» **SUPPLIED DATA**:

□ □ □ □ □

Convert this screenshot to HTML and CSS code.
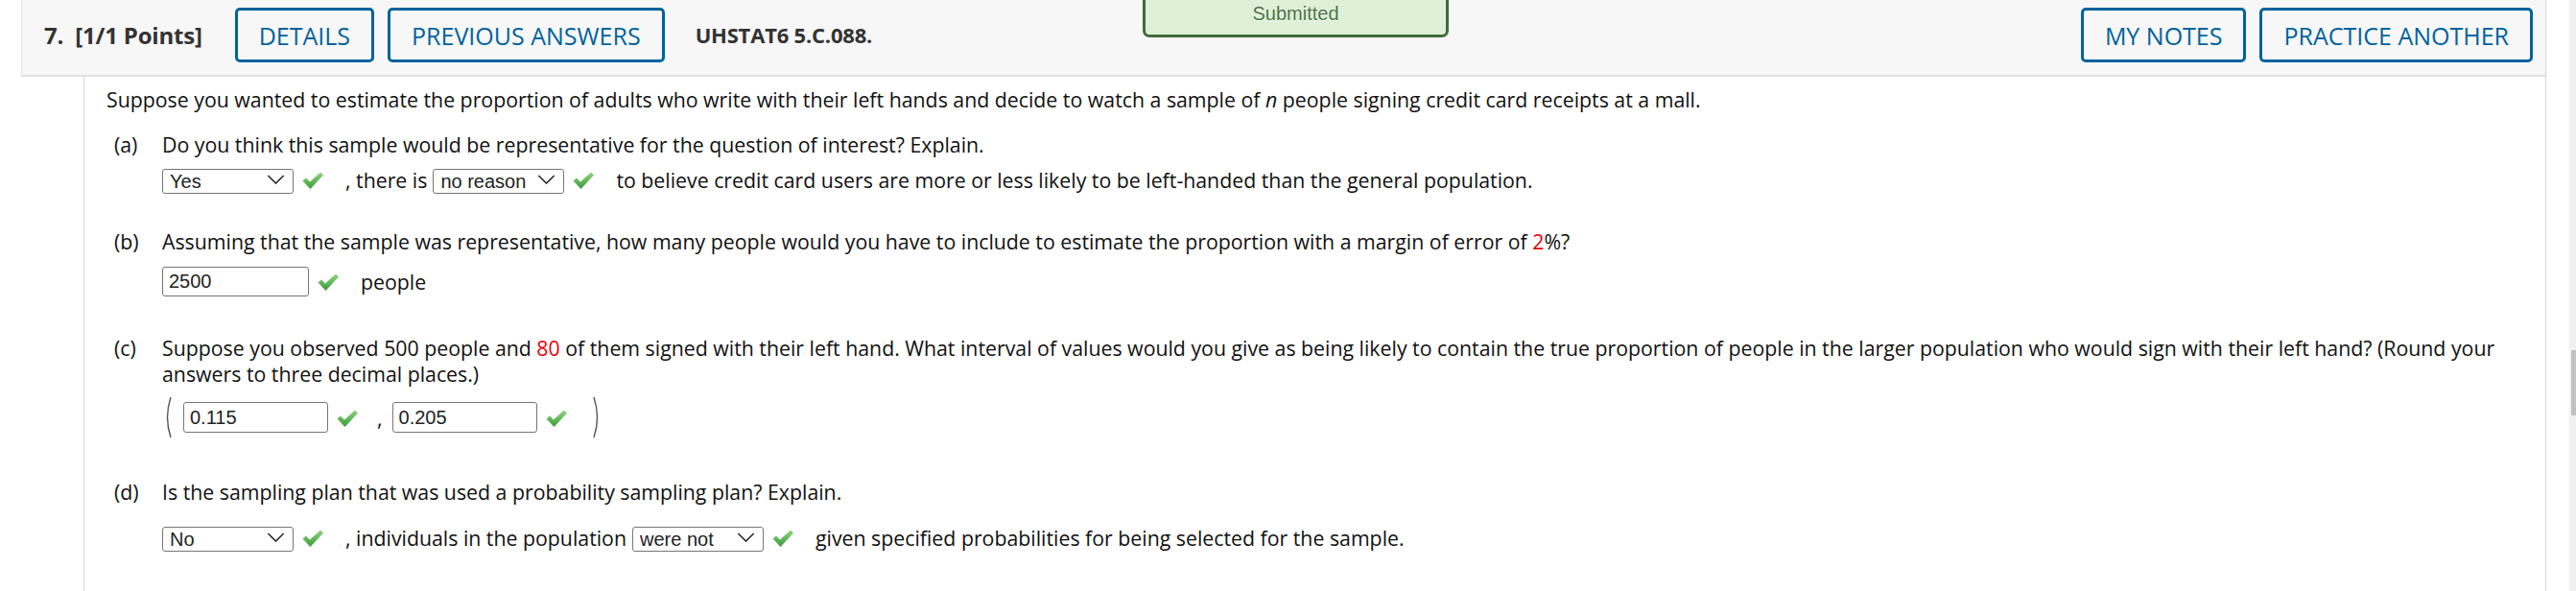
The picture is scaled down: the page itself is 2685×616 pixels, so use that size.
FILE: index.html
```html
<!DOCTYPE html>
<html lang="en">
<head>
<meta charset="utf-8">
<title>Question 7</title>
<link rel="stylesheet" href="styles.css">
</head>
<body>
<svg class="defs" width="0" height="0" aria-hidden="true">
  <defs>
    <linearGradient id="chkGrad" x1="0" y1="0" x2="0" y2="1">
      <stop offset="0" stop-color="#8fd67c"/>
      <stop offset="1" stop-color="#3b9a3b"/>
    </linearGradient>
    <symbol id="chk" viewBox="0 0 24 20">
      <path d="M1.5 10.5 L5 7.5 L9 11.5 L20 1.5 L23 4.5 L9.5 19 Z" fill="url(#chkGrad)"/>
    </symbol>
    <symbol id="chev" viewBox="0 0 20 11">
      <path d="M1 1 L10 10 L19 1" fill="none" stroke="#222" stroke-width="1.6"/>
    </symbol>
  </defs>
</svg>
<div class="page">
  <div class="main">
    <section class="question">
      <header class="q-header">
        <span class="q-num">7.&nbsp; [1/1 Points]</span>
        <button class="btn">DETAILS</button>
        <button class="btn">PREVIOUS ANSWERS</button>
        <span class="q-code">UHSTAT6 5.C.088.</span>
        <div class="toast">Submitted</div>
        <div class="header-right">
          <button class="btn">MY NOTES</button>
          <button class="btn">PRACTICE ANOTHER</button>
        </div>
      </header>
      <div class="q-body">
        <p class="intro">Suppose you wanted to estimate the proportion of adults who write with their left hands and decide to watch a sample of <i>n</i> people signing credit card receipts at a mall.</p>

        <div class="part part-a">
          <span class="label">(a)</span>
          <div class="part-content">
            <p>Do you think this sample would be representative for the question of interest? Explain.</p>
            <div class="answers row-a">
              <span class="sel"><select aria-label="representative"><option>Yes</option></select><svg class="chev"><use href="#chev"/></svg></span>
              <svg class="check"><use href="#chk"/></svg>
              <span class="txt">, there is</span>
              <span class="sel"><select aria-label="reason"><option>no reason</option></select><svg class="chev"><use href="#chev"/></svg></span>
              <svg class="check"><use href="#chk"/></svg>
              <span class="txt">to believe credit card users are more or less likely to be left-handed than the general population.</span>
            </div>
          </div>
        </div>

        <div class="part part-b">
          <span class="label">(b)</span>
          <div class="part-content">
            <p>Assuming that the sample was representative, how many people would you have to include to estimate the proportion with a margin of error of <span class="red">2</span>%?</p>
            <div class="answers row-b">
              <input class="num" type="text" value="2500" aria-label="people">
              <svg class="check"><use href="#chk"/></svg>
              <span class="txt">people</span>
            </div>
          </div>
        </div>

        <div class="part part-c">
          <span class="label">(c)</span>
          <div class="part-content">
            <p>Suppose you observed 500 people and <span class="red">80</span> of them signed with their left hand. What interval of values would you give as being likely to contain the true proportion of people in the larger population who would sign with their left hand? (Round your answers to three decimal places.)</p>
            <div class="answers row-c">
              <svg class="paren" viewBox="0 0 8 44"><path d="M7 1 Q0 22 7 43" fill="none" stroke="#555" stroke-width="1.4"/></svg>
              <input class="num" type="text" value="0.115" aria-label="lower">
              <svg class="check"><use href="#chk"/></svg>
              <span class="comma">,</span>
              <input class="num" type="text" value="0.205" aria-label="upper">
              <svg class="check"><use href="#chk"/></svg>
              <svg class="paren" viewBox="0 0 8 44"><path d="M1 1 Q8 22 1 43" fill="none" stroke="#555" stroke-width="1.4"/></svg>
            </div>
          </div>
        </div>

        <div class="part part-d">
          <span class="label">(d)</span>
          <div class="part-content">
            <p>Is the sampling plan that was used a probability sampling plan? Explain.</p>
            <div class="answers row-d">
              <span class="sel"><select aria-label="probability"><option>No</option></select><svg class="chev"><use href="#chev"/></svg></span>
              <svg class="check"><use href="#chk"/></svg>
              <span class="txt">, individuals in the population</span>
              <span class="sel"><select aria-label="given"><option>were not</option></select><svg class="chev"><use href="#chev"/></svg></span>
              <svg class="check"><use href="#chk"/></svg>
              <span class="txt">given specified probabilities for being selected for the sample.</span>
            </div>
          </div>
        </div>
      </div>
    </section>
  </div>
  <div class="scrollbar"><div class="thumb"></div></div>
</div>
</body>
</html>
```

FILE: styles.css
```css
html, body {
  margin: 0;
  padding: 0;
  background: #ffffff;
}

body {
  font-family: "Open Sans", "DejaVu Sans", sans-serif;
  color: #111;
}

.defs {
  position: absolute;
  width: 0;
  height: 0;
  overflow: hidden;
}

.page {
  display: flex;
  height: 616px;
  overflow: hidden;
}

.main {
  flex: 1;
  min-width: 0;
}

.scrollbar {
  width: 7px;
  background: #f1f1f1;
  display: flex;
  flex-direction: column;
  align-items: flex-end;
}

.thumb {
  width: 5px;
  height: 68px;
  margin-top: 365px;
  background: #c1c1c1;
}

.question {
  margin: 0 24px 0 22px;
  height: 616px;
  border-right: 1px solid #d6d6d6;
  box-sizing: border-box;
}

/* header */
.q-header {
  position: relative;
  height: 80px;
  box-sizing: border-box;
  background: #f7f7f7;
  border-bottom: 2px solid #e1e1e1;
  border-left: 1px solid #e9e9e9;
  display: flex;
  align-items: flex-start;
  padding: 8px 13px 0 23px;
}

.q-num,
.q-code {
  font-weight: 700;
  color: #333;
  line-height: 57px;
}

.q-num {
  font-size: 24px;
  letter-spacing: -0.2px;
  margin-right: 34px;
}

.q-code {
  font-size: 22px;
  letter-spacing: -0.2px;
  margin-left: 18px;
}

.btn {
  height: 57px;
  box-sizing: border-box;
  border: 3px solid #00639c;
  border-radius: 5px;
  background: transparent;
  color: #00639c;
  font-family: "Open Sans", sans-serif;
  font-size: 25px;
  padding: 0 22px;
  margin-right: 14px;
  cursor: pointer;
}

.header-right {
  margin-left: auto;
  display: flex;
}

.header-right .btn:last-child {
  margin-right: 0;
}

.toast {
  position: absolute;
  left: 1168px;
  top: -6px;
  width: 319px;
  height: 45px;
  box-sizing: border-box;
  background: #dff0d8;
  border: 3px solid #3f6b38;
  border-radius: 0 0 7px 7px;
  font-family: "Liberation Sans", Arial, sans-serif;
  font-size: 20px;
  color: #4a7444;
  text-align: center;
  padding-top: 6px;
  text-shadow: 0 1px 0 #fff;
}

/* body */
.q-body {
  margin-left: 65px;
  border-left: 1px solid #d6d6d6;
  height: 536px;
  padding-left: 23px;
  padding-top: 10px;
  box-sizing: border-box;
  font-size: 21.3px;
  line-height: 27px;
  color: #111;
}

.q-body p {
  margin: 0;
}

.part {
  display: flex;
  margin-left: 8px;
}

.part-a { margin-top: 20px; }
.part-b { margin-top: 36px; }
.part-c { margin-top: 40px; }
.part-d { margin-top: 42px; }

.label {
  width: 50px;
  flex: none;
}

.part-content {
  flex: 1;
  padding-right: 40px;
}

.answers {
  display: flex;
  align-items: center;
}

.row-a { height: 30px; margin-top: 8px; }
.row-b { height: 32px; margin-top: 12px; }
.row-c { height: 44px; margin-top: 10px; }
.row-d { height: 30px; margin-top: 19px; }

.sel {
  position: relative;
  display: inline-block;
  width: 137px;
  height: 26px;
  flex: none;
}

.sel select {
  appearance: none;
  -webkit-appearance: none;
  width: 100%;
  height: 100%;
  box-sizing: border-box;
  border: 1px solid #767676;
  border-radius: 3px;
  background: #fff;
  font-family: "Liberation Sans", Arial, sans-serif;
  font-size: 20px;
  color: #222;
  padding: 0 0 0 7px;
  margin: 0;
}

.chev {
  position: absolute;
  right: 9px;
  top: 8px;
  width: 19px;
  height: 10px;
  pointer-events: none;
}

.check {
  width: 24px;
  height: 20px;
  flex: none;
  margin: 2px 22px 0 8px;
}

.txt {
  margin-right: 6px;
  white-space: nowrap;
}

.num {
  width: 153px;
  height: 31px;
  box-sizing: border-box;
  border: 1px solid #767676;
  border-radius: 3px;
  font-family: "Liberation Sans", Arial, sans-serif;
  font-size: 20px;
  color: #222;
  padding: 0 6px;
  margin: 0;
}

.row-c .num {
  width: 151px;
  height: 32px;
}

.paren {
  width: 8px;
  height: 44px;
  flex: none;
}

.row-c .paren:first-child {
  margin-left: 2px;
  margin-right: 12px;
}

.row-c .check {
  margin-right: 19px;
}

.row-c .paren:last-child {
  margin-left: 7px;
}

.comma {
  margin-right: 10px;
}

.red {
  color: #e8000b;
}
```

□ □ □ □ □

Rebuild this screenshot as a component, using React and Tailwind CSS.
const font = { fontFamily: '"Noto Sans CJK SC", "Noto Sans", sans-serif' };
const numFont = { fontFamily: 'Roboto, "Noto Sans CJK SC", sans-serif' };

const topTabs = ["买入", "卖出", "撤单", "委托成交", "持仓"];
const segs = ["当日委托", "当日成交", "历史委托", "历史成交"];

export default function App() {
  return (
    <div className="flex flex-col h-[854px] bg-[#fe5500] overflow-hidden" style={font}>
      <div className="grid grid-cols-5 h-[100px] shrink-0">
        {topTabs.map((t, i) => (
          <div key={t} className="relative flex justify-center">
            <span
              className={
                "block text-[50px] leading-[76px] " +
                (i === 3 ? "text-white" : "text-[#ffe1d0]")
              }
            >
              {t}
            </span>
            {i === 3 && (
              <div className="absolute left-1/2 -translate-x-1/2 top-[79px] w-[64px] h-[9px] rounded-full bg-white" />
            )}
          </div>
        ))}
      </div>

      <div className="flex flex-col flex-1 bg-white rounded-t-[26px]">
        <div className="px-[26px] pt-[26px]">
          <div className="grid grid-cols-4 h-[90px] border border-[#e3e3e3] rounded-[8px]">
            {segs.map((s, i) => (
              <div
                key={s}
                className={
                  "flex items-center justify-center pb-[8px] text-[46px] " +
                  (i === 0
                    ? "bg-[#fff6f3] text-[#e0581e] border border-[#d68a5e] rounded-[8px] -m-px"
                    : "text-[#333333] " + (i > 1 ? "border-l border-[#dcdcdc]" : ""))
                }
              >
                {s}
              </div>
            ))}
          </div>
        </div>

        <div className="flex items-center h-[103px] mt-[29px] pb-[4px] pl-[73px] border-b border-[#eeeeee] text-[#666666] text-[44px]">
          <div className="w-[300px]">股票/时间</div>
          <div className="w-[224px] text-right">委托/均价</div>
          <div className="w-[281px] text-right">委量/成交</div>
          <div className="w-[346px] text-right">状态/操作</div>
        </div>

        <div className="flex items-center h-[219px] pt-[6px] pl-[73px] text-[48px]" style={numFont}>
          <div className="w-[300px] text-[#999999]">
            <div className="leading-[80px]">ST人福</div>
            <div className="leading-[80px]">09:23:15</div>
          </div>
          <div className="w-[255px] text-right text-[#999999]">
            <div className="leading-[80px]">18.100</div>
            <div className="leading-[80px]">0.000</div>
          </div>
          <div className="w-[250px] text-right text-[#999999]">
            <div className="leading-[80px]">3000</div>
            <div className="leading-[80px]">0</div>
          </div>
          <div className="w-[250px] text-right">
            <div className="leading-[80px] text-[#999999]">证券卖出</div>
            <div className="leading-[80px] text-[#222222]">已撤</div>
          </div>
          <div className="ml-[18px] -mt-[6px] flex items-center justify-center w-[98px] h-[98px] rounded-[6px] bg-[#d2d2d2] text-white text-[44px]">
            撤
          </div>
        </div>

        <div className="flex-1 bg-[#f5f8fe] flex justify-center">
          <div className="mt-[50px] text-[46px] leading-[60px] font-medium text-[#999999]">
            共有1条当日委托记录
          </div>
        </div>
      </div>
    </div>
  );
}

□ □ □ □ □

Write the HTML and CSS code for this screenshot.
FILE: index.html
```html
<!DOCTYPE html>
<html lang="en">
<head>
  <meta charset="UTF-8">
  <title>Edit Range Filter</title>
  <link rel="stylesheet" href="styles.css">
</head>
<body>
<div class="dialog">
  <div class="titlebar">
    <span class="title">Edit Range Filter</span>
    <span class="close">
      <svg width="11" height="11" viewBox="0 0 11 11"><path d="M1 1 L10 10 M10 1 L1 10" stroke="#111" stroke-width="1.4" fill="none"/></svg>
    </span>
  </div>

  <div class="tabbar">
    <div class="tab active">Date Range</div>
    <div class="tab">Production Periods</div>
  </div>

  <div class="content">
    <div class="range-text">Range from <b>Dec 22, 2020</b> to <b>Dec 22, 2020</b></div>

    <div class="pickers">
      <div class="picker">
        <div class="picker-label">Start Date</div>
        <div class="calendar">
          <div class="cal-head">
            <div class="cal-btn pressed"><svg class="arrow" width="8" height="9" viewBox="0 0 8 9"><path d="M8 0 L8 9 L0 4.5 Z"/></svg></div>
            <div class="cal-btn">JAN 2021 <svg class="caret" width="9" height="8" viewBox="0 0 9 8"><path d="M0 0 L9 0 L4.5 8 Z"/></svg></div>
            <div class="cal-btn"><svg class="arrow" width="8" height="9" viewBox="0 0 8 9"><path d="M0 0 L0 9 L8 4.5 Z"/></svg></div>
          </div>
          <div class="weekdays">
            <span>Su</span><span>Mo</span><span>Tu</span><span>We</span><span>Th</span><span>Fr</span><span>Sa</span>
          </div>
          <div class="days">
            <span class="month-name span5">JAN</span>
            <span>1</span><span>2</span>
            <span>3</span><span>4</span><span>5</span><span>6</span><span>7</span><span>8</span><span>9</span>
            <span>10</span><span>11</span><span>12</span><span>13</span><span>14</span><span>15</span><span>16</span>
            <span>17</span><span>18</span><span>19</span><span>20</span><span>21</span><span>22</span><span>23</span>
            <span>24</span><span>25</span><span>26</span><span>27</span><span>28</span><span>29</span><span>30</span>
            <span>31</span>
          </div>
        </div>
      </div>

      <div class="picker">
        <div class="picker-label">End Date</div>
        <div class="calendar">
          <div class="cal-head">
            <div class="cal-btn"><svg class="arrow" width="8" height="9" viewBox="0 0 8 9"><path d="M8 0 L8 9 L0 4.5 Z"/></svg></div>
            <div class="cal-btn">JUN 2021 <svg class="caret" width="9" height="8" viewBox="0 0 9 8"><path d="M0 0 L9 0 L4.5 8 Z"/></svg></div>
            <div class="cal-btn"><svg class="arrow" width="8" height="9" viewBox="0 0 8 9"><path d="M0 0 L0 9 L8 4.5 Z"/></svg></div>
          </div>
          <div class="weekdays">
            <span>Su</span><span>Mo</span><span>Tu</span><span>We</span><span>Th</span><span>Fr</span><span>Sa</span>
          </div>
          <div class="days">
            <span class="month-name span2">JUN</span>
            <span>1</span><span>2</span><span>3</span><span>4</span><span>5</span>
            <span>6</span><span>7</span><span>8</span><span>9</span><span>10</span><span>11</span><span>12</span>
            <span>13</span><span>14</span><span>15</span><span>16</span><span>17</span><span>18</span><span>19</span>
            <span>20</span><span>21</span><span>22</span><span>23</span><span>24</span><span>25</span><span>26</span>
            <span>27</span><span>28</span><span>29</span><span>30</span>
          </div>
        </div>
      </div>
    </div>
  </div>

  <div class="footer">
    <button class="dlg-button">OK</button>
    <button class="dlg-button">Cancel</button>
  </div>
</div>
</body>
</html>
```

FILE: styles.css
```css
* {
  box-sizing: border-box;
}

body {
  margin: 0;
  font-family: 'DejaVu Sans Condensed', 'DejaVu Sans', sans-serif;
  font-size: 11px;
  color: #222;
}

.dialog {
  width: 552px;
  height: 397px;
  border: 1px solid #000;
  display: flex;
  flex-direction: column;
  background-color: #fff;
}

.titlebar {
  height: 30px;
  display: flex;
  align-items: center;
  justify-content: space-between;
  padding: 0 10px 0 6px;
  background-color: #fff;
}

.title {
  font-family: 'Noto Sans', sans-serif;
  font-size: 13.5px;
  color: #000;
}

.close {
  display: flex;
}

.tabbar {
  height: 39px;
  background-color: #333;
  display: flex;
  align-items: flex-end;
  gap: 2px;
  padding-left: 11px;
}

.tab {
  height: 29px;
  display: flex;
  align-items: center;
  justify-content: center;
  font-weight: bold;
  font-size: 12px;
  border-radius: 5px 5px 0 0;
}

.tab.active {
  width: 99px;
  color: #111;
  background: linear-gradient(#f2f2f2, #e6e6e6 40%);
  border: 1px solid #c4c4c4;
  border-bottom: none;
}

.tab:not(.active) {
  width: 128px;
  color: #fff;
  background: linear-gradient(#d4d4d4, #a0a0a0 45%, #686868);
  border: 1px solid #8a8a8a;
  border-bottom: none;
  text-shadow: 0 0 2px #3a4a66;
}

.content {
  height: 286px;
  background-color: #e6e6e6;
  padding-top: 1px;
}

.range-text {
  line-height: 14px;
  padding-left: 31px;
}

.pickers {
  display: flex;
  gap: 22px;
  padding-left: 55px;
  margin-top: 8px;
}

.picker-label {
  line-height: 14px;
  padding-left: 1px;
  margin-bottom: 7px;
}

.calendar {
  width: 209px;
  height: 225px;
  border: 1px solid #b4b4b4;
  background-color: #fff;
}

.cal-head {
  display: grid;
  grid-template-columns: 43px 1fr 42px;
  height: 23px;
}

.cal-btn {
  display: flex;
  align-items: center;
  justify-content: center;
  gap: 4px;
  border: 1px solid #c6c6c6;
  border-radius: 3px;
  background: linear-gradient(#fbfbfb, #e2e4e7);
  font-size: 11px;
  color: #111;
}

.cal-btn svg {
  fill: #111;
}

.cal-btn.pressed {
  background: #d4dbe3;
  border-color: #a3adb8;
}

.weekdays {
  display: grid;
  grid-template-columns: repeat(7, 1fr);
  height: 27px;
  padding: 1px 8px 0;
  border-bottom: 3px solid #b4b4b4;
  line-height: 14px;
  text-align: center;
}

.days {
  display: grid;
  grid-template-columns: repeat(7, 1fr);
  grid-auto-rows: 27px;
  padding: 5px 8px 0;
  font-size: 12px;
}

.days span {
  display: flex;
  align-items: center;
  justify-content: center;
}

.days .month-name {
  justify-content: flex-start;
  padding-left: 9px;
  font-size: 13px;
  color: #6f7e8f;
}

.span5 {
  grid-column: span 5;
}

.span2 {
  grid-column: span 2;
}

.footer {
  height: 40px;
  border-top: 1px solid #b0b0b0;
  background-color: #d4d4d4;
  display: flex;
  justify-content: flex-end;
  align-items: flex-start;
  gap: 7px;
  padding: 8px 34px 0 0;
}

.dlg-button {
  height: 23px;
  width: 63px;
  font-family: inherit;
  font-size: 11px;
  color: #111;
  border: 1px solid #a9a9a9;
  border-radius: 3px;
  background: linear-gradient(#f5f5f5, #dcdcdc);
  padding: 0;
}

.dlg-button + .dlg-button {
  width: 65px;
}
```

□ □ □ □ □

» **EXERCISE INSTRUCTIONS**:
Go through the entries and return each line where the word "that" appears.

» **TASK OUTPUT**:
The picture is scaled down: the page itself is 2685×616 pixels, so use that size.
            <p>Assuming that the sample was representative, how many people would you have to include to estimate the proportion with a margin of error of <span class="red">2</span>%?</p>
            <p>Is the sampling plan that was used a probability sampling plan? Explain.</p>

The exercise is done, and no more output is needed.